A user can access backup files on the login nodes of the cluster:

Path Description

/sbak/selective-backup/hpc-backups/$USER/data/homezvol*/$USER

$HOME on HPC3

/share/legacyhpc/users/$USER

old $HOME from HPC. Removing July 1, 2021

/sbak/selective-backup/hpc-backups/$USER/pub/$USER

/pub/$USER/

/sbak/selective-backup/hpc-backups/$USER/DELETED-FILES/$DATE

deleted files by date, count towards backup quota.
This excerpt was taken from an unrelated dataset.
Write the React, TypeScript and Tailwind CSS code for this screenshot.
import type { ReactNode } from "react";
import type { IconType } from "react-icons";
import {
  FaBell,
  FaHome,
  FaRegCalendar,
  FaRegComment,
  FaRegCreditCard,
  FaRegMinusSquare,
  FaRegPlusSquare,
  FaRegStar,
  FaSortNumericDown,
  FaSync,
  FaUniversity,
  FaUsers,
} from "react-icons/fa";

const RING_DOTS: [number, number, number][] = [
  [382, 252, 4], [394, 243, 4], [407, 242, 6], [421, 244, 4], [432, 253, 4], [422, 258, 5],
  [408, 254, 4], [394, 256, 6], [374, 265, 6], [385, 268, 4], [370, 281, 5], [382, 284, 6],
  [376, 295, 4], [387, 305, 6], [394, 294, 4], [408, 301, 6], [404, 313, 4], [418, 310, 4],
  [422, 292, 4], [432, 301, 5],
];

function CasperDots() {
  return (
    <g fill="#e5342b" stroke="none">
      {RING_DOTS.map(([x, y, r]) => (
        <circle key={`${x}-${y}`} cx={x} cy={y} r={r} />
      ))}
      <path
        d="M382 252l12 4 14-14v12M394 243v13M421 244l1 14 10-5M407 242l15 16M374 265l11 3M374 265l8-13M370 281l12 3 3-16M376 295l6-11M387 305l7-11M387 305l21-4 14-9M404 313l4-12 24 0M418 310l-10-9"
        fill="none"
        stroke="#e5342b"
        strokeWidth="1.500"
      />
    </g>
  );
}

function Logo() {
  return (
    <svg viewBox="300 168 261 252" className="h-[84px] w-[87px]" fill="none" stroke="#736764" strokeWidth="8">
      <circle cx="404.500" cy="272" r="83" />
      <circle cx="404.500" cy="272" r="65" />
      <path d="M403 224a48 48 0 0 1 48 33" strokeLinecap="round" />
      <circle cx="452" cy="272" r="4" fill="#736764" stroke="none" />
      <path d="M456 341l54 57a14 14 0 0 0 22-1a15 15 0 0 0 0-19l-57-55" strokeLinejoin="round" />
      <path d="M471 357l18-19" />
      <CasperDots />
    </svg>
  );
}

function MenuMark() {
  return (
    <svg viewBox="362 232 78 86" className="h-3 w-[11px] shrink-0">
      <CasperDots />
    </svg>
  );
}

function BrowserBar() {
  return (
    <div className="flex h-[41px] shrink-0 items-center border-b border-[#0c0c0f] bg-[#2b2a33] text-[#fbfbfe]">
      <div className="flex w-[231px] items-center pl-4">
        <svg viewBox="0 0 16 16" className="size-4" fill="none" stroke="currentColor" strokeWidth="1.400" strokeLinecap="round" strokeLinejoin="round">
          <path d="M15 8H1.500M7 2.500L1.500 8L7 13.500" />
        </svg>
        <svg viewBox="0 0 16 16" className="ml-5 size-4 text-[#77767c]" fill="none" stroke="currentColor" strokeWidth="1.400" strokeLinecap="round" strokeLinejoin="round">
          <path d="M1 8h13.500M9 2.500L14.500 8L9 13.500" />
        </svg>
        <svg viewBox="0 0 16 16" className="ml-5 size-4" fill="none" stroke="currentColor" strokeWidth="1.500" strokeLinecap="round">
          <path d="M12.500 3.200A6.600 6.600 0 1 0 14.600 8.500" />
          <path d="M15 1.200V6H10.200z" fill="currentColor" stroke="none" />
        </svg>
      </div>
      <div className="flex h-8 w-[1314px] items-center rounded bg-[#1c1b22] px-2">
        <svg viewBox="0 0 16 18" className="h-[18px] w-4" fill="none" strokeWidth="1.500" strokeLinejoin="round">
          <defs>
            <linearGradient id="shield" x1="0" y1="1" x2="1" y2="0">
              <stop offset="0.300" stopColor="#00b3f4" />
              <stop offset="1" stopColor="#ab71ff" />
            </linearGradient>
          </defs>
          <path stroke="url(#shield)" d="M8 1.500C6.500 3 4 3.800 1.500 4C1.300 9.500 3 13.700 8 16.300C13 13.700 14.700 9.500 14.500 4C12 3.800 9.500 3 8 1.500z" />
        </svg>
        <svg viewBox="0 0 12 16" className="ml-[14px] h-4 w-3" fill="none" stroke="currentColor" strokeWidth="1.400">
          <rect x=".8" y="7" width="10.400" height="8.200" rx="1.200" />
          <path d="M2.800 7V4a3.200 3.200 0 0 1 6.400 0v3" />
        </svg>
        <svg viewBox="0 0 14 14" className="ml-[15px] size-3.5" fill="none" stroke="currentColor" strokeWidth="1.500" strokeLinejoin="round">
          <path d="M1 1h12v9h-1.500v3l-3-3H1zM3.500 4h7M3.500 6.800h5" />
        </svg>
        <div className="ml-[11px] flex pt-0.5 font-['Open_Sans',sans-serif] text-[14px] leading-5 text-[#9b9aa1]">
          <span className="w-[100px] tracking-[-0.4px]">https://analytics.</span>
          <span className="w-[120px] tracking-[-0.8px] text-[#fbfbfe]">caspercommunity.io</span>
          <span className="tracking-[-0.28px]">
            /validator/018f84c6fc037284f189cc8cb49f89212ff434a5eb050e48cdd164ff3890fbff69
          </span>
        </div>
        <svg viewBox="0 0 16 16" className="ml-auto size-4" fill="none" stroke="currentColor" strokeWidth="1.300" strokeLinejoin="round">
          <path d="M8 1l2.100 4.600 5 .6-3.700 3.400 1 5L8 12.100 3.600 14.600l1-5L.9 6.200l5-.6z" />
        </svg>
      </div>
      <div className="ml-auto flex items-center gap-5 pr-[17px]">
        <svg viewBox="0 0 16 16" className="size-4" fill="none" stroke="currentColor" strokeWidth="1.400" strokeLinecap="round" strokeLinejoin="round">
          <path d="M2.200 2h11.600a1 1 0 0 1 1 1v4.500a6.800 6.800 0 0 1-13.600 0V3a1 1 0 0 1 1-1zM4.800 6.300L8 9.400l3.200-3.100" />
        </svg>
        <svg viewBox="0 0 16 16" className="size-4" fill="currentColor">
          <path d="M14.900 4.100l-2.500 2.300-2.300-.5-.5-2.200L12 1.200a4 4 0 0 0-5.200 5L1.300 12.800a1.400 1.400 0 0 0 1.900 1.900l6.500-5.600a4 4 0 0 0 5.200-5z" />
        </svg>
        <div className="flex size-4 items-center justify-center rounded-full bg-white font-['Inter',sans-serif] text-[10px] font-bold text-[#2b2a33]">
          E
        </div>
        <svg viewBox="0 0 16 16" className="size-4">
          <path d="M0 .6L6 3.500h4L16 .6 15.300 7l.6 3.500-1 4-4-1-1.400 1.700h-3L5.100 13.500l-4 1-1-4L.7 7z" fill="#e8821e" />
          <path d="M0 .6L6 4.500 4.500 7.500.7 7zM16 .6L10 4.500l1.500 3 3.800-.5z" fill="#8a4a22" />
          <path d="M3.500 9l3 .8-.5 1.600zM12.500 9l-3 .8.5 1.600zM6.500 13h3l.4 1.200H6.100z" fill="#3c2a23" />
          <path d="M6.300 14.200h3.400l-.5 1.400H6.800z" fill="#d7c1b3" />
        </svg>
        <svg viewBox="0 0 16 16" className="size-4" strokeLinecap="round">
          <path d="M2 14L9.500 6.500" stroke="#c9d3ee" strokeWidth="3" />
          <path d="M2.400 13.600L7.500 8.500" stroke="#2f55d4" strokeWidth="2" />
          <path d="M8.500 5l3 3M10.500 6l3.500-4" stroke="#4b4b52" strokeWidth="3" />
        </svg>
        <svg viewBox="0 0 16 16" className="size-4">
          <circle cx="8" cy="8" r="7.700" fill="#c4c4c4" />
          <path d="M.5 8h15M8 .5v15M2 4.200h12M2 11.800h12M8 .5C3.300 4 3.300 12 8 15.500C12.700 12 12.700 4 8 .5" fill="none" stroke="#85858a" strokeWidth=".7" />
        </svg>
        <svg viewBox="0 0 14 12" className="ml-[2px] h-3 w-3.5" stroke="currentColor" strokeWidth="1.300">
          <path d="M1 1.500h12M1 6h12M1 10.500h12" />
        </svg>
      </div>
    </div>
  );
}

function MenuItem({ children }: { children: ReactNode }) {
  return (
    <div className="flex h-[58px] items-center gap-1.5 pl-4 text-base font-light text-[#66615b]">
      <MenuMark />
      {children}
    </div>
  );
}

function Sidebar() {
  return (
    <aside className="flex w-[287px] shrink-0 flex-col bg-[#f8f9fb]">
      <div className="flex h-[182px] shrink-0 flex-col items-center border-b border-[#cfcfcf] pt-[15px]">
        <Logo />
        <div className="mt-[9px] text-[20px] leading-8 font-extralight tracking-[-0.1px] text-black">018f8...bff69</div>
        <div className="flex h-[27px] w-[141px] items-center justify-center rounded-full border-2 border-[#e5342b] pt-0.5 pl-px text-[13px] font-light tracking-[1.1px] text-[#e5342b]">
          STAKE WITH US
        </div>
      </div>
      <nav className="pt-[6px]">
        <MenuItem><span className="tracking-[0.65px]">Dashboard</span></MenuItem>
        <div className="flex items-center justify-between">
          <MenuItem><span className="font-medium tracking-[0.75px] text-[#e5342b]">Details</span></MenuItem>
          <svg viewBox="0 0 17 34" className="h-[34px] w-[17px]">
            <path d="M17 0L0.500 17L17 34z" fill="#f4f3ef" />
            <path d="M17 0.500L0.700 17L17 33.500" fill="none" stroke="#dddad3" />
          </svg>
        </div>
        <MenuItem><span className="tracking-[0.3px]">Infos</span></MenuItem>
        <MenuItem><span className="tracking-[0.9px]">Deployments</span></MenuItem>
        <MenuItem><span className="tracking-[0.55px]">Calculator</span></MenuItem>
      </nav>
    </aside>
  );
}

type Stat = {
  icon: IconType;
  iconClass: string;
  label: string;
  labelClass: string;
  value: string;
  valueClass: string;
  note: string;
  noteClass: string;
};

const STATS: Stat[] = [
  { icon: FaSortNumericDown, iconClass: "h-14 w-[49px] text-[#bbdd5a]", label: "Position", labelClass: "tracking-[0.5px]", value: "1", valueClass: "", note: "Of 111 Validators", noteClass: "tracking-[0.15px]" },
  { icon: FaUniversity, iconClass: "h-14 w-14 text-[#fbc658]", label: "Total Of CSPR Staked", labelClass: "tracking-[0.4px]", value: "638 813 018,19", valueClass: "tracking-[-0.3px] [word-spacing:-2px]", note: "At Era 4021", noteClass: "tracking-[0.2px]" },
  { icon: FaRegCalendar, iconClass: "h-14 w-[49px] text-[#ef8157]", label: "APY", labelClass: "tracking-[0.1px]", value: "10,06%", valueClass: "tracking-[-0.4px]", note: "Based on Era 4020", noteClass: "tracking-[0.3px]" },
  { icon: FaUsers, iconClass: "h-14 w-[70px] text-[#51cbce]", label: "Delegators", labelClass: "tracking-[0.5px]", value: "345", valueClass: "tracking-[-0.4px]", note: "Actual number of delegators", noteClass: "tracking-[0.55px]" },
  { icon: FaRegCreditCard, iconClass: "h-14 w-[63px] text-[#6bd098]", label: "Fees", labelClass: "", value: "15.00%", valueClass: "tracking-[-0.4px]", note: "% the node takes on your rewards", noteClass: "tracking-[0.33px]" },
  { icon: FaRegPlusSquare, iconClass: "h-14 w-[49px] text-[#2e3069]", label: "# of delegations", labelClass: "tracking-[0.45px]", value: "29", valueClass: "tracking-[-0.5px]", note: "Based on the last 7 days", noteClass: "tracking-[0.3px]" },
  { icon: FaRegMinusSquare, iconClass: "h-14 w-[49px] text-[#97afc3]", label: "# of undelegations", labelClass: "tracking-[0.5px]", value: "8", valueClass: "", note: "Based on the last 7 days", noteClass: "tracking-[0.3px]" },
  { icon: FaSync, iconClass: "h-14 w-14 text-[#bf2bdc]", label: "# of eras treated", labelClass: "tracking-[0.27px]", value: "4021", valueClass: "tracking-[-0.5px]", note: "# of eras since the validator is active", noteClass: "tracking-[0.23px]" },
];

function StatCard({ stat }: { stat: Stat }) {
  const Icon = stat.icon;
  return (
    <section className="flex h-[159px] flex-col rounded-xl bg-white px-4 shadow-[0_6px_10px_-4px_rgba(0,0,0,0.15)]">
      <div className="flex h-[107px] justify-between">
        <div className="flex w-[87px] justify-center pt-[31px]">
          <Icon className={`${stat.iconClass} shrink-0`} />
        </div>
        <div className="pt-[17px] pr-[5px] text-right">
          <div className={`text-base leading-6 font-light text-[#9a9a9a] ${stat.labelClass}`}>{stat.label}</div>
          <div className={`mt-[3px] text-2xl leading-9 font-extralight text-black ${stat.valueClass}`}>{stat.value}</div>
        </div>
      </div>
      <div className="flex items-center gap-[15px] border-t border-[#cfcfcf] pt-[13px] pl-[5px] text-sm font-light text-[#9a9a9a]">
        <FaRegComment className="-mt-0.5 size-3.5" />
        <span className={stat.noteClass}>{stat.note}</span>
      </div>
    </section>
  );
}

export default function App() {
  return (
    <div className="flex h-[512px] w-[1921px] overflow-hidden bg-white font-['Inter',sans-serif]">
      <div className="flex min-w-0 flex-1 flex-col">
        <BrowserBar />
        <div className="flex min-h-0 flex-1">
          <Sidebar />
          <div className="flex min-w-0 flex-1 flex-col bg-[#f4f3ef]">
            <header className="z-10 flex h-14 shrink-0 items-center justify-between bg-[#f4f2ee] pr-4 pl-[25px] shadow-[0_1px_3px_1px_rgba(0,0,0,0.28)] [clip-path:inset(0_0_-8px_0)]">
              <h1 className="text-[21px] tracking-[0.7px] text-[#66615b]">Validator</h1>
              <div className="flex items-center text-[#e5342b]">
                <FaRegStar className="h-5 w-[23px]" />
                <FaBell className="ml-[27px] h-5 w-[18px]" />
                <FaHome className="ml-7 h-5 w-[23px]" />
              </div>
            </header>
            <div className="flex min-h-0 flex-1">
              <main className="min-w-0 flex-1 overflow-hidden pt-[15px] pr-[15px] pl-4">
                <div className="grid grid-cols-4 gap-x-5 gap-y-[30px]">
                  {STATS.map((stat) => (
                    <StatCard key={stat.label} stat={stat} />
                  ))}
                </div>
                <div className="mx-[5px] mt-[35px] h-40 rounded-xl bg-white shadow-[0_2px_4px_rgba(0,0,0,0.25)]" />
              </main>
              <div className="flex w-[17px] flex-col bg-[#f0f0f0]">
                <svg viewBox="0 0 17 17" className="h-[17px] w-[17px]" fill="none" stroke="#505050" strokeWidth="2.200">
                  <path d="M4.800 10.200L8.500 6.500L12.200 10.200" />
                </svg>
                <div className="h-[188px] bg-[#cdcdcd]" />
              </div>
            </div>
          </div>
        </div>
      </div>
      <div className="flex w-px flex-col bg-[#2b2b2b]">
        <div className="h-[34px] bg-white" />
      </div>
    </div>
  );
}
/sbak/selective-backup/hpc-logs/$DATE/$USER

backup logs are available for the past X days

6.4. Quotas for Selective Backup

To see the quota for selective backup:

[user@login-x:~]$ dfsquotas panteater sbak
/data/homezvol0/panteater
==== [Group Quotas on sbak]

Quota information for storage pool Default (ID: 1):

      user/group      ||           size          ||    chunk files
     name     |   id  ||    used    |    hard    ||  used   |  hard
--------------|-------||------------|------------||---------|---------
 panteater_lab| 158447||      0 Byte| 1024.00 GiB||        0|unlimited
   alpha_users| 158537||      0 Byte| 1024.00 GiB||        0|unlimited
     panteater|1847005||   30.82 GiB| 1024.00 GiB||   364668|unlimited

The above shows that a user panteater used ~32Gb of allocated 1Tb for all backups. Currently, all of the backup files are written by the user and group panteater (primary user group).
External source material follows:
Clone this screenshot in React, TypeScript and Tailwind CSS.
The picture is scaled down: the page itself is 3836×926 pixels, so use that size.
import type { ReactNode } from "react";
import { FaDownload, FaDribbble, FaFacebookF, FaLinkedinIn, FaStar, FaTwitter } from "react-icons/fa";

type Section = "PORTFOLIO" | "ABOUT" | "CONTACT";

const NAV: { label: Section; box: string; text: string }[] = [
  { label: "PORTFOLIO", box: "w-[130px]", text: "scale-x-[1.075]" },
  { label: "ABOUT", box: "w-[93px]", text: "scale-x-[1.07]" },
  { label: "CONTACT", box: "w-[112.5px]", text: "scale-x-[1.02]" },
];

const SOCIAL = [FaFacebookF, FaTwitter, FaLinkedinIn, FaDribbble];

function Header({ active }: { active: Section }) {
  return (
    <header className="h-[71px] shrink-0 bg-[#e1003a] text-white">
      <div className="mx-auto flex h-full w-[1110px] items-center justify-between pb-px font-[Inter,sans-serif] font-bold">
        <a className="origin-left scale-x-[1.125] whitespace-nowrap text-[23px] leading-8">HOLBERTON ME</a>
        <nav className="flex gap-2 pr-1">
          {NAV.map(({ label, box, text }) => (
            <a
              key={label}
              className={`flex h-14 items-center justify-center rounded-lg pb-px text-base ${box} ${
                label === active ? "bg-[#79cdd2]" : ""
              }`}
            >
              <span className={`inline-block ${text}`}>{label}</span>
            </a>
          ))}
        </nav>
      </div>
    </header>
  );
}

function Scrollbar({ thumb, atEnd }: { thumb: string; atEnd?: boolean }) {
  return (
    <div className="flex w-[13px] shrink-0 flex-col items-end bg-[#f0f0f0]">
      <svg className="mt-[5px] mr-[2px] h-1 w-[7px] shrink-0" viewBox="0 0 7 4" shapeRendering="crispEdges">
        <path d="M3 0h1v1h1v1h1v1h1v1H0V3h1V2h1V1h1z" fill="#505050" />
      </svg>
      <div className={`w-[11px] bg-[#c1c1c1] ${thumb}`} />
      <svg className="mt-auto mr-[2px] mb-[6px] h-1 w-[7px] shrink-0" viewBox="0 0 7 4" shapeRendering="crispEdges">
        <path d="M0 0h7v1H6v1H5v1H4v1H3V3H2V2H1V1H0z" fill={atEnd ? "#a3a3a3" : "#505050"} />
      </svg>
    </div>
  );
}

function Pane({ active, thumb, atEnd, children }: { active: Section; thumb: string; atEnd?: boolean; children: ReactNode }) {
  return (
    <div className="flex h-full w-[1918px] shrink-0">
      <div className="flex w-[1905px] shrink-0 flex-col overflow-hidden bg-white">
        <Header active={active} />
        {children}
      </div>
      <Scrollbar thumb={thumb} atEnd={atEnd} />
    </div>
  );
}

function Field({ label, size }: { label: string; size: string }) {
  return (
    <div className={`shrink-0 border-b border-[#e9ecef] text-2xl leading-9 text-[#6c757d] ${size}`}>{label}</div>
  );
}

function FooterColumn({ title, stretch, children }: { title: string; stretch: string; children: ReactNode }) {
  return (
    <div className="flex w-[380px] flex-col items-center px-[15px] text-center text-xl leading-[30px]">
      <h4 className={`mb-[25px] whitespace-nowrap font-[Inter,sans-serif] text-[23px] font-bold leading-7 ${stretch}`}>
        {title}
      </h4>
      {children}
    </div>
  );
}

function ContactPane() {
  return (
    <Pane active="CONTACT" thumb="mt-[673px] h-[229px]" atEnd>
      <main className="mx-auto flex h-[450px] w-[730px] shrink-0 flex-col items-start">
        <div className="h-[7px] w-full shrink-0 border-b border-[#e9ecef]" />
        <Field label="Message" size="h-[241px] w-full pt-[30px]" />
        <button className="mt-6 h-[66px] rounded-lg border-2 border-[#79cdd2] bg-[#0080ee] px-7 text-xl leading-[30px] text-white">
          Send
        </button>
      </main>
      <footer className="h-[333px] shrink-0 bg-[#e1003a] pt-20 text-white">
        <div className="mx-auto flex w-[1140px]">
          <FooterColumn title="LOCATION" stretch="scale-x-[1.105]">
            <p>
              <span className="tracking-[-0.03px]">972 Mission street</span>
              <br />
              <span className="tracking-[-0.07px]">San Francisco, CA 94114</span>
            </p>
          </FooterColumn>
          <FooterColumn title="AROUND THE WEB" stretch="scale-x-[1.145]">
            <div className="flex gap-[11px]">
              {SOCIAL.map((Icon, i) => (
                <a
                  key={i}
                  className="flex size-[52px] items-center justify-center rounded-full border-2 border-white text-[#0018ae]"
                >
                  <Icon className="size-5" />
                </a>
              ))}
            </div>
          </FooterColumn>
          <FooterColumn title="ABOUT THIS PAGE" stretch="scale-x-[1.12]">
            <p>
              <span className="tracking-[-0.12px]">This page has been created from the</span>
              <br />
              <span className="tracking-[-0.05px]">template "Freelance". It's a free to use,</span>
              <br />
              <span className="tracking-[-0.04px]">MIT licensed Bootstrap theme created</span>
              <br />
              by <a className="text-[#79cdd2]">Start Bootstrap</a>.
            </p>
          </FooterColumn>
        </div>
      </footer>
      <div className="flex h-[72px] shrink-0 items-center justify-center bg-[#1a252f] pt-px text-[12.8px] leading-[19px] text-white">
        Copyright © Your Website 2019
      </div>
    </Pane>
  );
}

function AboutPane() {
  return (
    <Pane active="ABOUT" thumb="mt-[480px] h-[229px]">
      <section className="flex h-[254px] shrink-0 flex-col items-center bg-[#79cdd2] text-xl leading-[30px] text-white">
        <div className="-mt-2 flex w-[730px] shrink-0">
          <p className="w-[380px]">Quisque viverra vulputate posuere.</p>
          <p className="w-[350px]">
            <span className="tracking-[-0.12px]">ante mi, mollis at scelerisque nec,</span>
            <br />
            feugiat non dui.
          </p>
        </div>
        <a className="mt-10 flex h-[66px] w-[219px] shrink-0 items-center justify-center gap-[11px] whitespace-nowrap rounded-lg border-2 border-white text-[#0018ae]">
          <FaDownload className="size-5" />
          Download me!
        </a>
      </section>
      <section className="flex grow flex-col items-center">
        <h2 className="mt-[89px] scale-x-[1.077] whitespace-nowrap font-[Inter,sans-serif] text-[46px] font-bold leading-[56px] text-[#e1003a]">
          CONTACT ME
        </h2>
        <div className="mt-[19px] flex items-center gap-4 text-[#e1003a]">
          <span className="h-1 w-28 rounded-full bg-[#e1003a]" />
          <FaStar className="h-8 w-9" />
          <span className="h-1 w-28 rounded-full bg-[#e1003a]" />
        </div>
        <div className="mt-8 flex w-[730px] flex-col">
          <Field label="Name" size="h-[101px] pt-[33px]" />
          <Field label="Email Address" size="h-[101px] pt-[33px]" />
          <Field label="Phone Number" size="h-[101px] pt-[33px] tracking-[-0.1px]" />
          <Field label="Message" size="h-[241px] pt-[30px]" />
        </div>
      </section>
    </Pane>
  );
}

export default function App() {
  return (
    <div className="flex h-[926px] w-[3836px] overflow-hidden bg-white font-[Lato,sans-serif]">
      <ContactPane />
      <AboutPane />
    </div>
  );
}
To see the quota for dfs6 and selective backup:

[user@login-x:~]$ dfsquotas panteater "dfs6 sbak"

7. Files recovery from snapshots

Only files and directories stored in $HOME or /dfs/pub/<user> are backed up.

Files and directories can be recovered provided they exist in the snapshots. Note: You have to be on a login node to access backup files.

Here is a general procedure for user panteater to restore accidentally deleted directory spring-2022 and files in it.

[panteater@login-i15] cd /sbak/selective-backup/hpc-backups/panteater/DELETED-FILES (1)
[panteater@login-i15] find . -type d -name spring-2022                              (2)
./2022-0621/pub/panteater/spring-2022
./2022-0629/pub/panteater/spring-2022
[panteater@login-i15] ls ./2022-0629/pub/panteater/spring-2022/                     (3)
schedule1  schedule1.sub slurm.template
[panteater@login-i15] cp -p -r ./2022-0629/pub/panteater/spring-2022 /pub/panteater (4)
1 This command puts you at the top level of a backup directory for your files.
2 This command finds all backups by date where the desired directory exists.
3 Run ls command for the specific snapshot to see if it has needed files.
4 At this point user can copy the files back to the pub directory. It is recommended to use -p and -r options. Option -p makes sure that copy command preserves the time stamp and the ownership of a file. Option -r says "copy recursively", this is needed when copying a directory and its contents.